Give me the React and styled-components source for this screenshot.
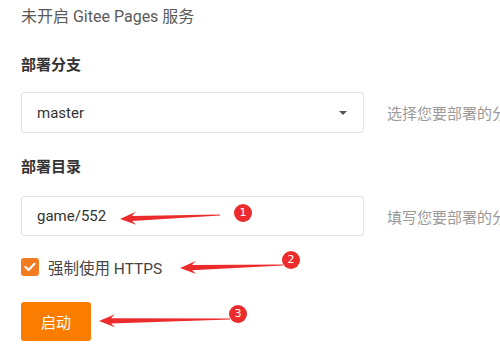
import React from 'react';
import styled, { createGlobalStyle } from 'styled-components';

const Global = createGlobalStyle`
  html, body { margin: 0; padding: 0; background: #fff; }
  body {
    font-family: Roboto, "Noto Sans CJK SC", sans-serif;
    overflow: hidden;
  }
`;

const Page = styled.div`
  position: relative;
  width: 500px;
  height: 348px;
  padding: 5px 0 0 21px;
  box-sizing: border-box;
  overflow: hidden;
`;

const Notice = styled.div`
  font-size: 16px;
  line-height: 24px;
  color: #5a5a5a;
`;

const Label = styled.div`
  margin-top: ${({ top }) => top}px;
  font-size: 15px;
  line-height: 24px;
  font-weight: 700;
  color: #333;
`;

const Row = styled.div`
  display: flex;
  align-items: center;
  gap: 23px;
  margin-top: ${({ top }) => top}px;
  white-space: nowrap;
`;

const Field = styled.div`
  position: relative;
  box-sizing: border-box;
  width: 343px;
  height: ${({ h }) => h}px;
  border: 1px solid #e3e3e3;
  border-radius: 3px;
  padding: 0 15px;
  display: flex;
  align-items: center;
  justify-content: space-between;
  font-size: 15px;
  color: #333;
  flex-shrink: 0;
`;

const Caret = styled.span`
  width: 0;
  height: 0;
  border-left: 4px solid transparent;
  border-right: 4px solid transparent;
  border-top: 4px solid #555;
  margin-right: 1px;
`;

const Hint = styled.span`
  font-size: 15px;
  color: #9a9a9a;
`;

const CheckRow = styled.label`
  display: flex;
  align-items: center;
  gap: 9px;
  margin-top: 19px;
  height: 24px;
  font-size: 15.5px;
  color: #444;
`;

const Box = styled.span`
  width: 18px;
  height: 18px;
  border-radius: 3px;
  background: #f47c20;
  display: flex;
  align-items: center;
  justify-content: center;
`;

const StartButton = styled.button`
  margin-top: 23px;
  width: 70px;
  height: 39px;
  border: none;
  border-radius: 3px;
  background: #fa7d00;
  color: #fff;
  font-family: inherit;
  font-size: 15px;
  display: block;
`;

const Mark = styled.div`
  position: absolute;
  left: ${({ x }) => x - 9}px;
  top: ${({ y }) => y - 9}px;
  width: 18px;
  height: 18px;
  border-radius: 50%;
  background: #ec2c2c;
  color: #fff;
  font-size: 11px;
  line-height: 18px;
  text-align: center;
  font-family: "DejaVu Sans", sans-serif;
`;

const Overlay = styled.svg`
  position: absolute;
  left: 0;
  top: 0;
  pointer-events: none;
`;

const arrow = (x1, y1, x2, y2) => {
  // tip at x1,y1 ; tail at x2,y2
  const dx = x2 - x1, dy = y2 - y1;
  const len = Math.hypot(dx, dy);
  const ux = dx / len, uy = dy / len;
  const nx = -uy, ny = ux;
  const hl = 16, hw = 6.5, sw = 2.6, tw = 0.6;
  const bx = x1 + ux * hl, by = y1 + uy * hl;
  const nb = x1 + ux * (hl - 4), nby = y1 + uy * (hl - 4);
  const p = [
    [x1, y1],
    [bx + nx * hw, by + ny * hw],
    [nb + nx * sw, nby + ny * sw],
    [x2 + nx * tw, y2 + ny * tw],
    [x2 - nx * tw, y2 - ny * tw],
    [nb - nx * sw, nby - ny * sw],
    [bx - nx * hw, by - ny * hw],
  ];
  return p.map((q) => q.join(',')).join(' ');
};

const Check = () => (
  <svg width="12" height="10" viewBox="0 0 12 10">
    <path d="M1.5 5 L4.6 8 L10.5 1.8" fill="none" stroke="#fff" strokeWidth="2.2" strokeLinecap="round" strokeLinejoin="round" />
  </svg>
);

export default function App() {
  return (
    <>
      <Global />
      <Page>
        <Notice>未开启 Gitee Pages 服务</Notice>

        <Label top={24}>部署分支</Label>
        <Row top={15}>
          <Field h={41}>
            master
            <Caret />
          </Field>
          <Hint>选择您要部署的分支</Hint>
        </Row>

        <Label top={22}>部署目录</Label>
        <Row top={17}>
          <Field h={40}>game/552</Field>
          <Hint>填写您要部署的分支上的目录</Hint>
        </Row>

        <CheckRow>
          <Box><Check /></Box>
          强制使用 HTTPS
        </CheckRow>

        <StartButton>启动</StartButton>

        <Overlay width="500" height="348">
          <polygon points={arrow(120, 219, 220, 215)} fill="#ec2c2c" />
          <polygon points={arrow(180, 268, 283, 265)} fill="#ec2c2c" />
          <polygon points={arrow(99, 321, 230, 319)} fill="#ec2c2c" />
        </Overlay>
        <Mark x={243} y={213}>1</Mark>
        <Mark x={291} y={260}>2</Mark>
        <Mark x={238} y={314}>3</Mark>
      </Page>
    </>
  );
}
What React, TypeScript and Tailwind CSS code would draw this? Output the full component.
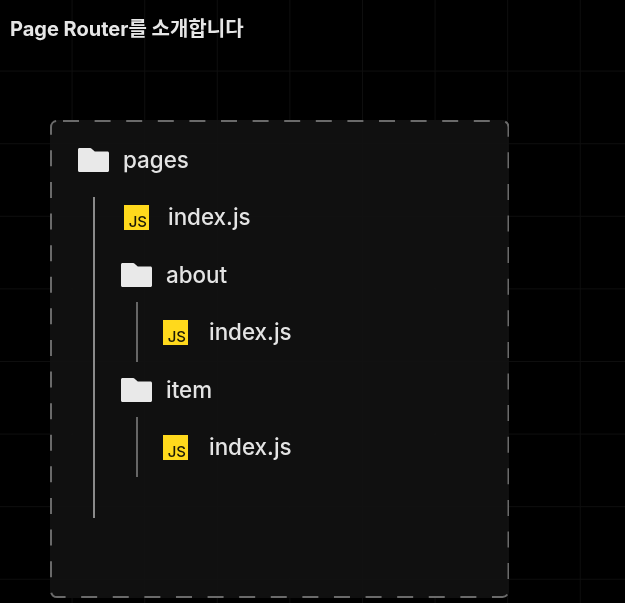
******************************
Given instruction: Pull out each line of the entries that contains "components".

Problem solution:
Give me the React and styled-components source for this screenshot.
import styled, { createGlobalStyle } from 'styled-components';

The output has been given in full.